Korean Style Sticky Chilli Chicken
Introduce
Chef :
Natalie Marten (Windsor__Foodie)
Korean Style Sticky Chilli Chicken
These succulent spicy bites of glazed chicken are dangerously addictive. Perfect served upon some white steamed rice. Gochujang is a fermented red chilli paste popular in Korean cooking and is what gives this sauce is deep red colour and spicy lingering heat.
Ingredient
Food ration :
2 people,
Cooking time :
30 mins,
Cooking instructions
* Step 1
Season the cornflour with salt and pepper then toss the chicken pieces into it to coat.
* Step 2
Heat up the oil in a large pan and cover the base by around 1/2 inch, enough to shallow fry. Once hot, (the chicken should immediately sizzle when added), add the chicken pieces in batches and cook until golden, crispy and cooked through.
* Step 3
Mix together all of the sauce ingredients until smooth and add in the whites of the onions too, mix through and set aside. Once the chicken is cooked, use a slotted spoon or tongs to carefully transfer it to some kitchen towel to remove the excess oil.
* Step 4
Heat up a wok over a medium heat and add in the sauce.
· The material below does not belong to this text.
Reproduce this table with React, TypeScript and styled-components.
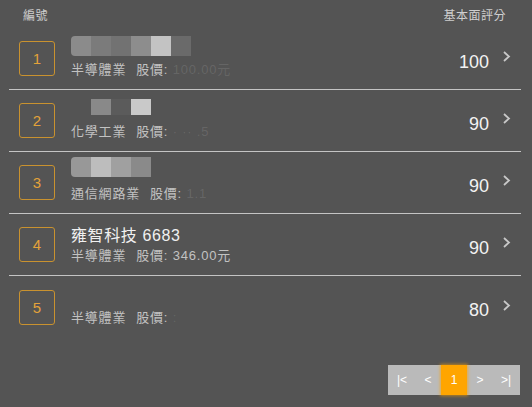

Bring to a simmer and let it thicken and reduce down by 1/3rd. Toss the cooked chicken pieces in the sauce until fully coated. Add in half the greens of the spring onions and scatter over a few extra sesame seeds. Toss through once more to incorporate.
* Step 5
Garnish with the remaining greens of the spring onions. Recommend to serve up over steamed white rice. Eat and enjoy! :)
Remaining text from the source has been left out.